THE PROBLEM:
Quote every line below exactly and skip any picture.

— Begin —

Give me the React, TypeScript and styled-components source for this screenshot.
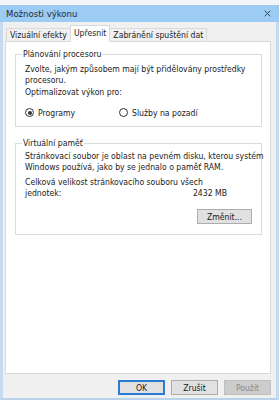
import styled, { createGlobalStyle } from 'styled-components';

const FONT = `"Liberation Sans Narrow", "DejaVu Sans Condensed", "Liberation Sans", sans-serif`;

const GlobalStyle = createGlobalStyle`
  html, body {
    margin: 0;
    padding: 0;
    background: #f3f5f8;
  }
  body {
    font-family: ${FONT};
    font-size: 8.6px;
    color: #222;
  }
`;

const Window = styled.div`
  margin-top: 5px;
  width: 279px;
  height: 395px;
  box-sizing: border-box;
  border-left: 3px solid #c6dbef;
  border-right: 3px solid #c6dbef;
  border-bottom: 2px solid #b9d3ec;
  background: #f0f0f0;
  display: flex;
  flex-direction: column;
`;

const TitleBar = styled.div`
  height: 17px;
  margin: 0 -3px;
  background: #9ccbf3;
  display: flex;
  align-items: center;
  justify-content: space-between;
  padding: 0 8px 0 6px;
`;

const Title = styled.span`
  font-size: 9.5px;
  color: #1f2a36;
`;

const CloseIcon = styled.svg`
  width: 7px;
  height: 7px;
`;

const Body = styled.div`
  flex: 1;
  display: flex;
  flex-direction: column;
  padding: 3px 5px 0 2px;
`;

const TabRow = styled.div`
  display: flex;
  align-items: flex-end;
  margin-left: 1px;
  position: relative;
  z-index: 1;
  margin-bottom: -1px;
`;

const Tab = styled.div<{ $active?: boolean }>`
  height: ${({ $active }) => ($active ? '15px' : '12px')};
  line-height: ${({ $active }) => ($active ? '14px' : '12px')};
  padding: 0 3px;
  margin-left: ${({ $active }) => ($active ? '-1px' : '0')};
  margin-right: ${({ $active }) => ($active ? '-1px' : '0')};
  border: 1px solid #d9d9d9;
  border-bottom: ${({ $active }) => ($active ? '1px solid #fff' : '1px solid #d9d9d9')};
  background: ${({ $active }) => ($active ? '#ffffff' : '#f0f0f0')};
  white-space: nowrap;
  position: relative;
  z-index: ${({ $active }) => ($active ? 2 : 1)};
`;

const Panel = styled.div`
  height: 333px;
  box-sizing: border-box;
  background: #ffffff;
  border: 1px solid #d9d9d9;
  padding: 7px 8px 0 9px;
  display: flex;
  flex-direction: column;
  gap: 11px;
`;

const Group = styled.fieldset<{ $bottom: number }>`
  margin: 0;
  min-width: 0;
  min-inline-size: 0;
  border: 1px solid #dcdcdc;
  padding: 0 9px ${({ $bottom }) => $bottom}px 9px;
  display: flex;
  flex-direction: column;
`;

const Legend = styled.legend`
  padding: 0 1px;
  margin-left: -3px;
  line-height: 11px;
`;

const Text = styled.p<{ $top?: number }>`
  margin: ${({ $top }) => $top ?? 0}px 0 0 0;
  line-height: 11px;
  white-space: nowrap;
`;

const RadioRow = styled.div`
  display: flex;
  margin-top: 9px;
  height: 11px;
`;

const RadioItem = styled.label`
  display: flex;
  align-items: center;
  gap: 4px;
  width: 94px;
  white-space: nowrap;
`;

const RadioCircle = styled.span<{ $checked?: boolean }>`
  width: 9px;
  height: 9px;
  box-sizing: border-box;
  border-radius: 50%;
  border: 1px solid #333;
  background: #fff;
  display: flex;
  align-items: center;
  justify-content: center;
  &::after {
    content: '';
    width: 4px;
    height: 4px;
    border-radius: 50%;
    background: ${({ $checked }) => ($checked ? '#333' : 'transparent')};
  }
`;

const SizeRow = styled.div`
  display: flex;
  justify-content: space-between;
  line-height: 11px;
  padding-right: 25px;
`;

const ButtonRow = styled.div`
  display: flex;
  justify-content: flex-end;
  margin-top: 10px;
`;

const Button = styled.button<{ $default?: boolean; $disabled?: boolean }>`
  width: 47px;
  height: 15px;
  padding: 0;
  box-sizing: border-box;
  font-family: ${FONT};
  font-size: 8.6px;
  background: ${({ $disabled }) => ($disabled ? '#cccccc' : '#e1e1e1')};
  color: ${({ $disabled }) => ($disabled ? '#8a8a8a' : '#1a1a1a')};
  border: ${({ $default, $disabled }) =>
    $default ? '2px solid #2b7ad4' : $disabled ? '1px solid #bfbfbf' : '1px solid #adadad'};
`;

const WideButton = styled(Button)`
  width: 55px;
`;

const Footer = styled.div`
  display: flex;
  justify-content: flex-end;
  gap: 6px;
  padding: 6px 0 0 0;
`;

export default function App() {
  return (
    <>
      <GlobalStyle />
      <Window>
        <TitleBar>
          <Title>Možnosti výkonu</Title>
          <CloseIcon viewBox="0 0 10 10">
            <path d="M1 1L9 9M9 1L1 9" stroke="#2a3a4a" strokeWidth="1.3" />
          </CloseIcon>
        </TitleBar>
        <Body>
          <TabRow>
            <Tab>Vizuální efekty</Tab>
            <Tab $active>Upřesnit</Tab>
            <Tab>Zabránění spuštění dat</Tab>
          </TabRow>
          <Panel>
            <Group $bottom={8}>
              <Legend>Plánování procesoru</Legend>
              <Text $top={4}>Zvolte, jakým způsobem mají být přidělovány prostředky</Text>
              <Text>procesoru.</Text>
              <Text $top={1}>Optimalizovat výkon pro:</Text>
              <RadioRow>
                <RadioItem>
                  <RadioCircle $checked />
                  Programy
                </RadioItem>
                <RadioItem>
                  <RadioCircle />
                  Služby na pozadí
                </RadioItem>
              </RadioRow>
            </Group>
            <Group $bottom={10}>
              <Legend>Virtuální paměť</Legend>
              <Text $top={2}>Stránkovací soubor je oblast na pevném disku, kterou systém</Text>
              <Text>Windows používá, jako by se jednalo o paměť RAM.</Text>
              <Text $top={4}>Celková velikost stránkovacího souboru všech</Text>
              <SizeRow>
                <span>jednotek:</span>
                <span>2432 MB</span>
              </SizeRow>
              <ButtonRow>
                <WideButton>Změnit...</WideButton>
              </ButtonRow>
            </Group>
          </Panel>
          <Footer>
            <Button $default>OK</Button>
            <Button>Zrušit</Button>
            <Button $disabled>Použít</Button>
          </Footer>
        </Body>
      </Window>
    </>
  );
}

— End —

RESPONSE TO THIS TASK:
Give me the React, TypeScript and styled-components source for this screenshot.
import styled, { createGlobalStyle } from 'styled-components';

const FONT = `"Liberation Sans Narrow", "DejaVu Sans Condensed", "Liberation Sans", sans-serif`;

const GlobalStyle = createGlobalStyle`
  html, body {
    margin: 0;
    padding: 0;
    background: #f3f5f8;
  }
  body {
    font-family: ${FONT};
    font-size: 8.6px;
    color: #222;
  }
`;

const Window = styled.div`
  margin-top: 5px;
  width: 279px;
  height: 395px;
  box-sizing: border-box;
  border-left: 3px solid #c6dbef;
  border-right: 3px solid #c6dbef;
  border-bottom: 2px solid #b9d3ec;
  background: #f0f0f0;
  display: flex;
  flex-direction: column;
`;

const TitleBar = styled.div`
  height: 17px;
  margin: 0 -3px;
  background: #9ccbf3;
  display: flex;
  align-items: center;
  justify-content: space-between;
  padding: 0 8px 0 6px;
`;

const Title = styled.span`
  font-size: 9.5px;
  color: #1f2a36;
`;

const CloseIcon = styled.svg`
  width: 7px;
  height: 7px;
`;

const Body = styled.div`
  flex: 1;
  display: flex;
  flex-direction: column;
  padding: 3px 5px 0 2px;
`;

const TabRow = styled.div`
  display: flex;
  align-items: flex-end;
  margin-left: 1px;
  position: relative;
  z-index: 1;
  margin-bottom: -1px;
`;

const Tab = styled.div<{ $active?: boolean }>`
  height: ${({ $active }) => ($active ? '15px' : '12px')};
  line-height: ${({ $active }) => ($active ? '14px' : '12px')};
  padding: 0 3px;
  margin-left: ${({ $active }) => ($active ? '-1px' : '0')};
  margin-right: ${({ $active }) => ($active ? '-1px' : '0')};
  border: 1px solid #d9d9d9;
  border-bottom: ${({ $active }) => ($active ? '1px solid #fff' : '1px solid #d9d9d9')};
  background: ${({ $active }) => ($active ? '#ffffff' : '#f0f0f0')};
  white-space: nowrap;
  position: relative;
  z-index: ${({ $active }) => ($active ? 2 : 1)};
`;

const Panel = styled.div`
  height: 333px;
  box-sizing: border-box;
  background: #ffffff;
  border: 1px solid #d9d9d9;
  padding: 7px 8px 0 9px;
  display: flex;
  flex-direction: column;
  gap: 11px;
`;

const Group = styled.fieldset<{ $bottom: number }>`
  margin: 0;
  min-width: 0;
  min-inline-size: 0;
  border: 1px solid #dcdcdc;
  padding: 0 9px ${({ $bottom }) => $bottom}px 9px;
  display: flex;
  flex-direction: column;
`;

const Legend = styled.legend`
  padding: 0 1px;
  margin-left: -3px;
  line-height: 11px;
`;

const Text = styled.p<{ $top?: number }>`
  margin: ${({ $top }) => $top ?? 0}px 0 0 0;
  line-height: 11px;
  white-space: nowrap;
`;

const RadioRow = styled.div`
  display: flex;
  margin-top: 9px;
  height: 11px;
`;

const RadioItem = styled.label`
  display: flex;
  align-items: center;
  gap: 4px;
  width: 94px;
  white-space: nowrap;
`;

const RadioCircle = styled.span<{ $checked?: boolean }>`
  width: 9px;
  height: 9px;
  box-sizing: border-box;
  border-radius: 50%;
  border: 1px solid #333;
  background: #fff;
  display: flex;
  align-items: center;
  justify-content: center;
  &::after {
    content: '';
    width: 4px;
    height: 4px;
    border-radius: 50%;
    background: ${({ $checked }) => ($checked ? '#333' : 'transparent')};
  }
`;

const SizeRow = styled.div`
  display: flex;
  justify-content: space-between;
  line-height: 11px;
  padding-right: 25px;
`;

const ButtonRow = styled.div`
  display: flex;
  justify-content: flex-end;
  margin-top: 10px;
`;

const Button = styled.button<{ $default?: boolean; $disabled?: boolean }>`
  width: 47px;
  height: 15px;
  padding: 0;
  box-sizing: border-box;
  font-family: ${FONT};
  font-size: 8.6px;
  background: ${({ $disabled }) => ($disabled ? '#cccccc' : '#e1e1e1')};
  color: ${({ $disabled }) => ($disabled ? '#8a8a8a' : '#1a1a1a')};
  border: ${({ $default, $disabled }) =>
    $default ? '2px solid #2b7ad4' : $disabled ? '1px solid #bfbfbf' : '1px solid #adadad'};
`;

const WideButton = styled(Button)`
  width: 55px;
`;

const Footer = styled.div`
  display: flex;
  justify-content: flex-end;
  gap: 6px;
  padding: 6px 0 0 0;
`;

export default function App() {
  return (
    <>
      <GlobalStyle />
      <Window>
        <TitleBar>
          <Title>Možnosti výkonu</Title>
          <CloseIcon viewBox="0 0 10 10">
            <path d="M1 1L9 9M9 1L1 9" stroke="#2a3a4a" strokeWidth="1.3" />
          </CloseIcon>
        </TitleBar>
        <Body>
          <TabRow>
            <Tab>Vizuální efekty</Tab>
            <Tab $active>Upřesnit</Tab>
            <Tab>Zabránění spuštění dat</Tab>
          </TabRow>
          <Panel>
            <Group $bottom={8}>
              <Legend>Plánování procesoru</Legend>
              <Text $top={4}>Zvolte, jakým způsobem mají být přidělovány prostředky</Text>
              <Text>procesoru.</Text>
              <Text $top={1}>Optimalizovat výkon pro:</Text>
              <RadioRow>
                <RadioItem>
                  <RadioCircle $checked />
                  Programy
                </RadioItem>
                <RadioItem>
                  <RadioCircle />
                  Služby na pozadí
                </RadioItem>
              </RadioRow>
            </Group>
            <Group $bottom={10}>
              <Legend>Virtuální paměť</Legend>
              <Text $top={2}>Stránkovací soubor je oblast na pevném disku, kterou systém</Text>
              <Text>Windows používá, jako by se jednalo o paměť RAM.</Text>
              <Text $top={4}>Celková velikost stránkovacího souboru všech</Text>
              <SizeRow>
                <span>jednotek:</span>
                <span>2432 MB</span>
              </SizeRow>
              <ButtonRow>
                <WideButton>Změnit...</WideButton>
              </ButtonRow>
            </Group>
          </Panel>
          <Footer>
            <Button $default>OK</Button>
            <Button>Zrušit</Button>
            <Button $disabled>Použít</Button>
          </Footer>
        </Body>
      </Window>
    </>
  );
}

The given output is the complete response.